Typical oil drying agents are derived from ions of cobalt, manganese, and iron, prepared from lipophilic carboxylic acids such as naphthenic acids, ethylhexanoates, and fatty acids. Formally, they are classified as metallic soaps. Often they are highly oil-soluble. Some are even viscous liquids.

Traditionally, drying agents contained lead, but due to lead's toxicity, cobalt and other elements, such as zirconium, zinc, calcium, and iron, have become more popular. Most driers are colorless but cobalt driers are a deep blue purple color and iron driers are reddish orange. These colored driers are therefore compatible only with certain darker pigmented paints where their color will be unseen.

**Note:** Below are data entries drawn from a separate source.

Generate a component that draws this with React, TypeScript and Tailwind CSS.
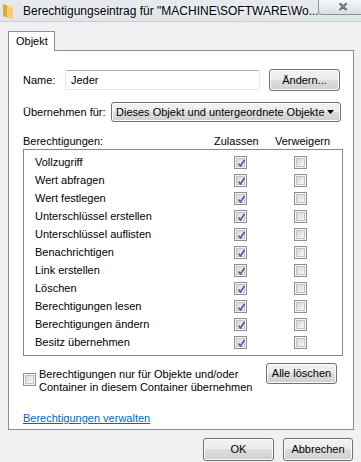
import * as React from "react";

const rows = [
  "Vollzugriff",
  "Wert abfragen",
  "Wert festlegen",
  "Unterschlüssel erstellen",
  "Unterschlüssel auflisten",
  "Benachrichtigen",
  "Link erstellen",
  "Löschen",
  "Berechtigungen lesen",
  "Berechtigungen ändern",
  "Besitz übernehmen",
];

const btn =
  "flex items-center justify-center rounded-[3px] border border-[#707070] bg-[linear-gradient(to_bottom,#f2f2f2_0%,#ebebeb_50%,#dddddd_50%,#cfcfcf_100%)] shadow-[inset_0_0_0_1px_#fcfcfc]";

function Checkbox({ checked = false }: { checked?: boolean }) {
  return (
    <div className="relative h-[13px] w-[13px] border border-[#8f8f8f] bg-[#f4f4f4] p-px">
      <div className="h-full w-full border border-[#c3c3c3] bg-[linear-gradient(135deg,#d8d8d8_0%,#f6f6f6_100%)]" />
      {checked && (
        <svg className="absolute left-[2px] top-[2px]" width="9" height="9" viewBox="0 0 9 9">
          <path d="M1.5 4.5 L3.5 7 L7.5 1" fill="none" stroke="#4a5b8f" strokeWidth="1.6" />
        </svg>
      )}
    </div>
  );
}

function FolderIcon() {
  return (
    <svg width="12" height="16" viewBox="0 0 12 16" className="shrink-0">
      <path d="M0 1 L6 3 L6 15 L0 13 Z" fill="#d9a93a" />
      <path d="M4 2 L10 3.5 L10 16 L4 14.5 Z" fill="#f3cf6b" />
      <path d="M4 2 L10 3.5 L10 5 L4 3.5 Z" fill="#fbe7a6" />
    </svg>
  );
}

export default function App() {
  return (
    <div className="relative h-[462px] w-[361px] overflow-hidden bg-[#f0f0f0] font-['Liberation_Sans',Arial,sans-serif] text-[11px] text-black">
      {/* title bar */}
      <div className="flex h-[22px] items-start border-b border-[#c9cfd6] bg-[linear-gradient(to_bottom,#e6eaee,#dfe4e9)] pl-[3px]">
        <div className="mt-[3px]">
          <FolderIcon />
        </div>
        <span className="ml-[8px] mt-[4px] min-w-0 overflow-hidden whitespace-nowrap text-[12px] leading-[14px] [text-shadow:0_0_6px_#fff]">
          Berechtigungseintrag für "MACHINE\SOFTWARE\Wo...
        </span>
        <div className="ml-auto flex h-[15px] w-[43px] shrink-0 items-center justify-start rounded-bl-[4px] border-b border-l border-[#8d939a] bg-[linear-gradient(to_bottom,#f6f7f9,#d9dee4)] pl-[19px]">
          <span className="font-['DejaVu_Sans',sans-serif] text-[12px] font-bold leading-[12px] text-white [-webkit-text-stroke:1px_#6a7077]">
            ✕
          </span>
        </div>
      </div>

      {/* client */}
      <div className="pl-[8px] pr-[7px]">
        <div className="mt-[9px] flex">
          <div className="relative z-10 -mb-px flex h-[20px] w-[47px] items-center border border-b-0 border-[#898c95] bg-white pl-[7px]">
            Objekt
          </div>
        </div>
        <div className="h-[380px] border border-[#898c95] bg-white pl-[14px]">
          {/* name */}
          <div className="mt-[18px] flex h-[22px] items-center">
            <span className="w-[42px]">Name:</span>
            <div className="flex h-[20px] w-[195px] items-center rounded-[2px] border border-[#e3e9ef] border-t-[#abadb3] pl-[5px]">
              Jeder
            </div>
            <div className={`${btn} ml-[9px] h-[22px] w-[71px]`}>Ändern...</div>
          </div>

          {/* apply to */}
          <div className="mt-[11px] flex h-[20px] items-center">
            <span className="w-[88px]">Übernehmen für:</span>
            <div className={`${btn} h-[20px] w-[230px] !justify-between pl-[4px] pr-[6px]`}>
              <span>Dieses Objekt und untergeordnete Objekte</span>
              <svg width="7" height="4" viewBox="0 0 7 4">
                <path d="M0 0 H7 L3.5 4 Z" fill="#000" />
              </svg>
            </div>
          </div>

          {/* header */}
          <div className="mt-[12px] grid h-[15px] grid-cols-[191px_61px_1fr] items-start leading-[14px]">
            <span>Berechtigungen:</span>
            <span>Zulassen</span>
            <span>Verweigern</span>
          </div>

          {/* list */}
          <div className="h-[207px] w-[320px] border border-[#828790] pl-[11px] pt-[3px]">
            {rows.map((r) => (
              <div key={r} className="grid h-[18px] grid-cols-[199px_60px_1fr] items-center">
                <span>{r}</span>
                <Checkbox checked />
                <Checkbox />
              </div>
            ))}
          </div>

          {/* inherit */}
          <div className="mt-[7px] flex items-start">
            <div className="mt-[10px]">
              <Checkbox />
            </div>
            <div className="ml-[3px] mt-[5px] w-[220px] leading-[13px]">
              Berechtigungen nur für Objekte und/oder Container in diesem Container übernehmen
            </div>
            <div className={`${btn} ml-[7px] h-[21px] w-[71px]`}>Alle löschen</div>
          </div>

          <div className="mt-[17px] leading-[14px]">
            <span className="text-[#0066cc] underline">Berechtigungen verwalten</span>
          </div>
        </div>

        {/* footer */}
        <div className="mt-[8px] flex justify-end gap-[9px] pr-px">
          <div className={`${btn} h-[23px] w-[71px]`}>OK</div>
          <div className={`${btn} h-[23px] w-[70px]`}>Abbrechen</div>
        </div>
      </div>
    </div>
  );
}
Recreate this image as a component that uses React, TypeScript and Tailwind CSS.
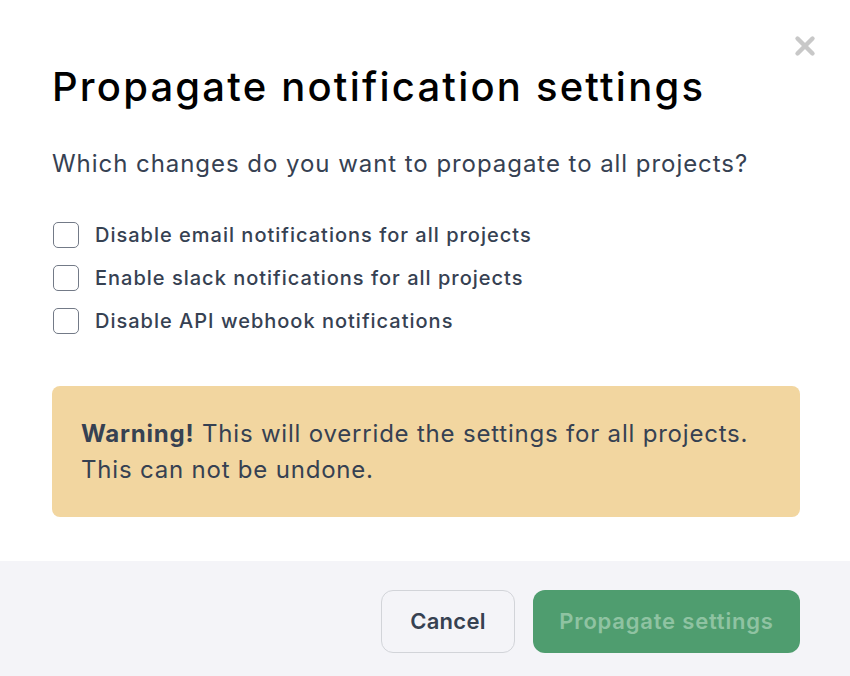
import { X } from 'lucide-react';

const options = [
  'Disable email notifications for all projects',
  'Enable slack notifications for all projects',
  'Disable API webhook notifications',
];

export default function App() {
  return (
    <div className="w-[850px] h-[676px] bg-white flex flex-col text-[#364152]" style={{ fontFamily: 'Inter, "Noto Sans", sans-serif' }}>
      <div className="relative flex-1 pl-[52px] pr-[50px] pt-[57px]">
        <button className="absolute right-[30px] top-[31px] text-[#c8c8c8]">
          <X className="w-[30px] h-[30px]" strokeWidth={3.5} />
        </button>
        <h1 className="text-[40px] leading-[60px] font-medium text-black tracking-[2.2px]">Propagate notification settings</h1>
        <p className="mt-[29px] text-[24px] leading-[36px] tracking-[0.95px]">Which changes do you want to propagate to all projects?</p>
        <div className="mt-[40px] flex flex-col gap-[17px]">
          {options.map(o => (
            <label key={o} className="flex items-center gap-[16px]">
              <span className="ml-px w-[26px] h-[26px] rounded-[5px] border-[1.5px] border-[#737a87] bg-white" />
              <span className="text-[20px] leading-[26px] font-medium tracking-[1px]">{o}</span>
            </label>
          ))}
        </div>
        <div className="mt-[52px] rounded-[8px] bg-[#f2d6a0] px-[29px] pt-[30px] pb-[29px] text-[24px] leading-[36px] tracking-[0.8px]">
          <strong className="font-bold">Warning!</strong> This will override the settings for all projects. This can not be undone.
        </div>
      </div>
      <div className="h-[115px] bg-[#f4f4f8] flex items-start justify-end gap-[18px] px-[50px] pt-[29px]">
        <button className="h-[63px] w-[134px] rounded-[12px] border border-[#d2d4d9] bg-[#f4f4f8] text-[22px] font-semibold text-[#364152] tracking-[0.3px]">Cancel</button>
        <button className="h-[63px] w-[267px] rounded-[12px] bg-[#4f9d6f] text-[22px] font-semibold text-[#8fc3a2] tracking-[0.8px]">Propagate settings</button>
      </div>
    </div>
  );
}
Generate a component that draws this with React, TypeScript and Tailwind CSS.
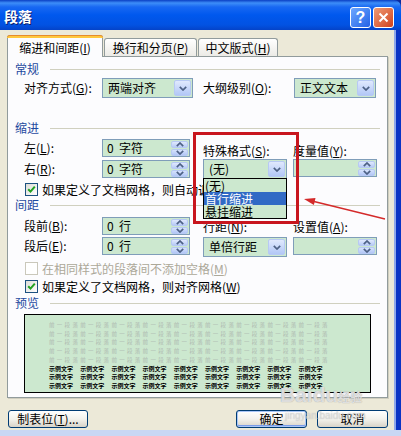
import React from 'react';

// mnemonic letter, underlined like a Windows accelerator key
function U({ c }: { c: string }) {
  return <span className="underline decoration-[1px] underline-offset-[1px]">{c}</span>;
}

function Mn({ text, k, tail = ':' }: { text: string; k: string; tail?: string }) {
  return (
    <>
      {text}(<U c={k} />){tail}
    </>
  );
}

function Chevron({ up = false }: { up?: boolean }) {
  return (
    <svg width="8" height="5" viewBox="0 0 8 5">
      <path
        d={up ? 'M0.8 4.2 L4 1 L7.2 4.2' : 'M0.8 0.8 L4 4 L7.2 0.8'}
        stroke="#4D6185"
        strokeWidth="1.7"
        fill="none"
      />
    </svg>
  );
}

function Combo({ value, w }: { value: string; w: string }) {
  return (
    <div className={`flex h-[20px] items-stretch border border-[#7F9DB9] bg-[#CCE8CF] p-px ${w}`}>
      <span className="flex flex-1 items-center pl-[4px] text-[12px] leading-none">{value}</span>
      <div className="flex w-[17px] items-center justify-center rounded-[2px] border border-[#B7C9F4] bg-linear-to-b from-[#E0E9FD] to-[#B2C7F6]">
        <Chevron />
      </div>
    </div>
  );
}

function Spin({ value, w }: { value: string; w: string }) {
  return (
    <div className={`flex h-[18px] items-stretch border border-[#7F9DB9] bg-[#CCE8CF] p-px ${w}`}>
      <span className="flex flex-1 items-center pl-[3px] text-[12px] leading-none whitespace-pre">{value}</span>
      <div className="flex w-[17px] flex-col gap-px">
        <div className="flex flex-1 items-center justify-center rounded-[2px] border border-[#B7C9F4] bg-linear-to-b from-[#E0E9FD] to-[#B8CBF6]">
          <Chevron up />
        </div>
        <div className="flex flex-1 items-center justify-center rounded-[2px] border border-[#B7C9F4] bg-linear-to-b from-[#D6E2FC] to-[#B2C7F6]">
          <Chevron />
        </div>
      </div>
    </div>
  );
}

function Check({ checked = false, disabled = false }: { checked?: boolean; disabled?: boolean }) {
  return (
    <div
      className={`flex h-[13px] w-[13px] shrink-0 items-center justify-center border ${
        disabled ? 'border-[#CAC8BB] bg-white' : 'border-[#1C5180] bg-linear-to-br from-[#DCDCD7] to-white'
      }`}
    >
      {checked && (
        <svg width="9" height="9" viewBox="0 0 9 9">
          <path d="M1.2 4.2 L3.5 6.6 L7.8 1.6" stroke="#21A121" strokeWidth="2" fill="none" />
        </svg>
      )}
    </div>
  );
}

function Group({ title }: { title: string }) {
  return (
    <div className="flex h-[14px] items-center pl-[7px] pr-[7px]">
      <span className="text-[12px] leading-none text-[#1F4AA0]">{title}</span>
      <div className="ml-[11px] h-px flex-1 bg-[#D0D0BF]" />
    </div>
  );
}

function Btn({ children, w, primary = false }: { children: React.ReactNode; w: string; primary?: boolean }) {
  return (
    <div
      className={`flex h-[18px] items-center justify-center rounded-[3px] border border-[#003C74] bg-linear-to-b from-white via-[#F3F2EC] to-[#D8D3C8] text-[12px] leading-none ${w} ${
        primary ? 'shadow-[inset_0_0_0_1px_#A9C6F7,inset_0_-1px_0_1px_#7A9CE8]' : ''
      }`}
    >
      {children}
    </div>
  );
}

const grayLine = '前一段落'.repeat(9);

export default function App() {
  return (
    <div className="relative h-[436px] w-[401px] overflow-hidden bg-[#0B2A9E] font-['Noto_Sans_CJK_SC',sans-serif] text-[12px] leading-none text-black">
      {/* title bar */}
      <div className="flex h-[30px] items-center rounded-tr-[7px] bg-[linear-gradient(to_bottom,#0A3FC4_0px,#3D8EF8_3px,#1868F2_7px,#0058EE_15px,#0252E2_25px,#0443C8_30px)] pl-[4px]">
        <span className="pt-[2px] text-[14px] font-bold text-white [text-shadow:1px_1px_#0A1E6B]">段落</span>
        <div className="ml-auto mr-[7px] mt-[5px] flex gap-[2px]">
          <div className="flex h-[21px] w-[21px] items-center justify-center rounded-[3px] border border-white bg-linear-to-br from-[#6EA8FF] to-[#2360E6] font-['Liberation_Sans',sans-serif] text-[16px] font-bold text-white">
            ?
          </div>
          <div className="flex h-[21px] w-[21px] items-center justify-center rounded-[3px] border border-white bg-linear-to-br from-[#EE9A74] to-[#CF3E17]">
            <svg width="11" height="11" viewBox="0 0 11 11">
              <path d="M1.5 1.5 L9.5 9.5 M9.5 1.5 L1.5 9.5" stroke="white" strokeWidth="2" />
            </svg>
          </div>
        </div>
      </div>

      <div className="flex h-[400px]">
        <div className="flex w-[394px] flex-col bg-[#ECE9D8] pt-[5px]">
          {/* tabs */}
          <div className="relative z-10 flex h-[21px] items-end pl-[7px]">
            <div className="relative -mb-px flex h-[22px] w-[96px] items-center justify-center rounded-t-[3px] border border-b-0 border-[#919B9C] bg-[#FCFCFE] pt-[2px]">
              <div className="absolute -left-px -right-px -top-px h-[3px] rounded-t-[3px] border-t border-[#E68B2C] bg-[#FFC83C]" />
              <Mn text="缩进和间距" k="I" tail="" />
            </div>
            <div className="ml-px flex h-[18px] w-[93px] items-center justify-center rounded-t-[3px] border border-b-0 border-[#919B9C] bg-linear-to-b from-white to-[#ECEBE6] pt-px">
              <Mn text="换行和分页" k="P" tail="" />
            </div>
            <div className="ml-px flex h-[18px] w-[80px] items-center justify-center rounded-t-[3px] border border-b-0 border-[#919B9C] bg-linear-to-b from-white to-[#ECEBE6] pt-px">
              <Mn text="中文版式" k="H" tail="" />
            </div>
          </div>

          {/* tab page */}
          <div className="ml-[7px] flex h-[342px] w-[381px] flex-col border border-[#919B9C] bg-[#FCFCFE] shadow-[1px_1px_0_#D0CEBF]">
            <div className="mt-[5px]">
              <Group title="常规" />
            </div>
            <div className="mt-[2px] flex h-[20px] items-center pl-[16px]">
              <span className="w-[78px]">
                <Mn text="对齐方式" k="G" />
              </span>
              <Combo w="w-[91px]" value="两端对齐" />
              <span className="ml-[10px] w-[91px]">
                <Mn text="大纲级别" k="O" />
              </span>
              <Combo w="w-[82px]" value="正文文本" />
            </div>

            <div className="mt-[23px]">
              <Group title="缩进" />
            </div>
            <div className="flex pl-[16px]">
              <div className="flex flex-col gap-[3px] pt-[4px]">
                <div className="flex h-[18px] items-center">
                  <span className="w-[78px]">
                    <Mn text="左" k="L" />
                  </span>
                  <Spin w="w-[88px]" value="0  字符" />
                </div>
                <div className="flex h-[18px] items-center">
                  <span className="w-[78px]">
                    <Mn text="右" k="R" />
                  </span>
                  <Spin w="w-[88px]" value="0  字符" />
                </div>
              </div>
              <div className="ml-[13px] flex w-[84px] flex-col pt-[10px]">
                <span className="h-[12px] whitespace-nowrap">
                  <Mn text="特殊格式" k="S" />
                </span>
                <div className="relative mt-[2px]">
                  <Combo w="w-[84px]" value="(无)" />
                  {/* open drop-down list */}
                  <div className="absolute left-0 top-[19px] z-20 w-[84px] border border-black bg-[#CCE8CF]">
                    <div className="flex h-[13px] items-center pl-px">(无)</div>
                    <div className="flex h-[13px] items-center bg-[#316AC5] pl-px text-white">首行缩进</div>
                    <div className="flex h-[13px] items-center pl-px">悬挂缩进</div>
                  </div>
                </div>
              </div>
              <div className="ml-[6px] flex w-[84px] flex-col pt-[10px]">
                <span className="h-[12px] whitespace-nowrap">
                  <Mn text="度量值" k="Y" />
                </span>
                <div className="mt-[2px]">
                  <Spin w="w-[84px]" value="" />
                </div>
              </div>
            </div>
            <div className="mt-[4px] flex h-[13px] items-center gap-[4px] whitespace-nowrap pl-[17px]">
              <Check checked />
              <span>
                如果定义了文档网格，则自动调整右缩进(<U c="D" />)
              </span>
            </div>

            <div className="mt-[2px]">
              <Group title="间距" />
            </div>
            <div className="flex pl-[16px]">
              <div className="flex flex-col gap-[2px] pt-[5px]">
                <div className="flex h-[18px] items-center">
                  <span className="w-[78px]">
                    <Mn text="段前" k="B" />
                  </span>
                  <Spin w="w-[88px]" value="0  行" />
                </div>
                <div className="flex h-[18px] items-center">
                  <span className="w-[78px]">
                    <Mn text="段后" k="E" />
                  </span>
                  <Spin w="w-[88px]" value="0  行" />
                </div>
              </div>
              <div className="ml-[13px] flex w-[84px] flex-col pt-[9px]">
                <span className="h-[12px] whitespace-nowrap">
                  <Mn text="行距" k="N" />
                </span>
                <div className="mt-[4px]">
                  <Combo w="w-[84px]" value="单倍行距" />
                </div>
              </div>
              <div className="ml-[6px] flex w-[84px] flex-col pt-[9px]">
                <span className="h-[12px] whitespace-nowrap">
                  <Mn text="设置值" k="A" />
                </span>
                <div className="mt-[4px]">
                  <Spin w="w-[84px]" value="" />
                </div>
              </div>
            </div>
            <div className="mt-[5px] flex h-[13px] items-center gap-[4px] whitespace-nowrap pl-[17px] text-[#ACA899]">
              <Check disabled />
              <span>
                在相同样式的段落间不添加空格(<U c="M" />)
              </span>
            </div>
            <div className="mt-[5px] flex h-[13px] items-center gap-[4px] whitespace-nowrap pl-[17px]">
              <Check checked />
              <span>
                如果定义了文档网格，则对齐网格(<U c="W" />)
              </span>
            </div>

            <div className="mt-[3px]">
              <Group title="预览" />
            </div>
            <div className="ml-[16px] mt-[4px] h-[79px] w-[347px] border border-black bg-[#CCE8CF] pl-[24px] pt-[6px]">
              {[0, 1, 2, 3, 4].map((i) => (
                <div key={i} className="h-[8.7px] whitespace-nowrap text-[5.5px] leading-[8.7px] tracking-[2.3px] text-[#AEB8B0]">
                  {grayLine}
                </div>
              ))}
              {[0, 1, 2].map((i) => (
                <div key={i} className="flex h-[8.7px] items-center">
                  {Array.from({ length: 9 }).map((_, j) => (
                    <span key={j} className="w-[31.2px] shrink-0 text-[6px] font-bold leading-none">
                      示例文字
                    </span>
                  ))}
                </div>
              ))}
            </div>
          </div>

          {/* dialog buttons */}
          <div className="mt-[12px] flex pl-[8px] pr-[6px]">
            <Btn w="w-[80px]">
              制表位(<U c="T" />)...
            </Btn>
            <div className="ml-auto flex gap-[10px]">
              <Btn w="w-[71px]" primary>
                确定
              </Btn>
              <Btn w="w-[71px]">取消</Btn>
            </div>
          </div>
        </div>
        <div className="w-[7px] border-l-2 border-[#8FA8EA] bg-[#0B34C4]" />
      </div>
      <div className="h-[6px] bg-[#C9D7F4]" />

      {/* red highlight box and arrow */}
      <div className="pointer-events-none absolute left-[193px] top-[132px] z-30 h-[92px] w-[106px] border-[3px] border-[#C8161E]" />
      <svg className="pointer-events-none absolute left-0 top-0 z-30" width="401" height="436">
        <line x1="312" y1="201" x2="385" y2="219" stroke="#D42A2A" strokeWidth="1.3" />
        <polygon points="304,199 315.5,198 313.9,205" fill="#D42A2A" />
      </svg>

      {/* faint site watermark */}
      <div className="pointer-events-none absolute left-[280px] top-[384px] z-30 flex items-end text-white/70 [text-shadow:0_0_1px_#8A8A8A]">
        <span className="font-['Liberation_Sans',sans-serif] text-[21px] font-bold leading-none">Bai</span>
        <span className="font-['Liberation_Sans',sans-serif] text-[21px] font-bold leading-none">du</span>
        <span className="mb-[2px] text-[12px] font-bold leading-none">经验</span>
      </div>
      <div className="pointer-events-none absolute left-[285px] top-[411px] z-30 font-['Liberation_Sans',sans-serif] text-[10px] leading-none text-white/40 [text-shadow:0_0_1px_#B0B0B0]">
        jingyan.baidu.com
      </div>
    </div>
  );
}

Japan drier is a common lay term and generic product name for any oil drying agent that can be mixed with drying oils such as boiled linseed oil and alkyd resin paints to speed up "drying". The name refers to "japanning", a term for the use of drying oils as an imitation or substitution for urushiol based Japanese lacquer.

Separate drying additives for paints became necessary as zinc oxide-based paints were developed as an alternative to the lead oxide paints ("white lead") that had been previously used. Zinc oxide paints were developed in parallel with the introduction of "oil soluble driers" or "terebines" around 1885. These were lead and manganese soaps of linseed fatty acids or resin, also termed lineolates or resinates. Terebines had poor shelf life in mixed paints, as they auto-oxidised and lost their effectiveness. As a result, early factory-mixed paints, unless fresh, were a poor substitute for fresh paint mixed by a painter on site from raw ingredients. This situation lasted until the late 1940s; by then further drier developments had superseded the terebines. In 1925, stable napthenate driers were developed in Germany and commercialised in the US in the early 1930s, in parallel with the development of durable and fast-drying alkyd resin enamels. In the 1950s, metallo-organics based on synthetic acids were introduced as driers.

An early work on the drying oils and oil drying agents was by Andés (1901).

==Antiskinning==
Premature hardening of paint, called "skinning" because it forms a skin on the surface of the paint, can be inhibited by the addition of volatile ligands. These ligands bind to the oil drying agents, then lose their inhibiting action as they themselves slowly volatilize and leave the drying agent to work. One such inhibitor is methylethyl ketone oxime (MEKO), which is called an "antiskinning agent".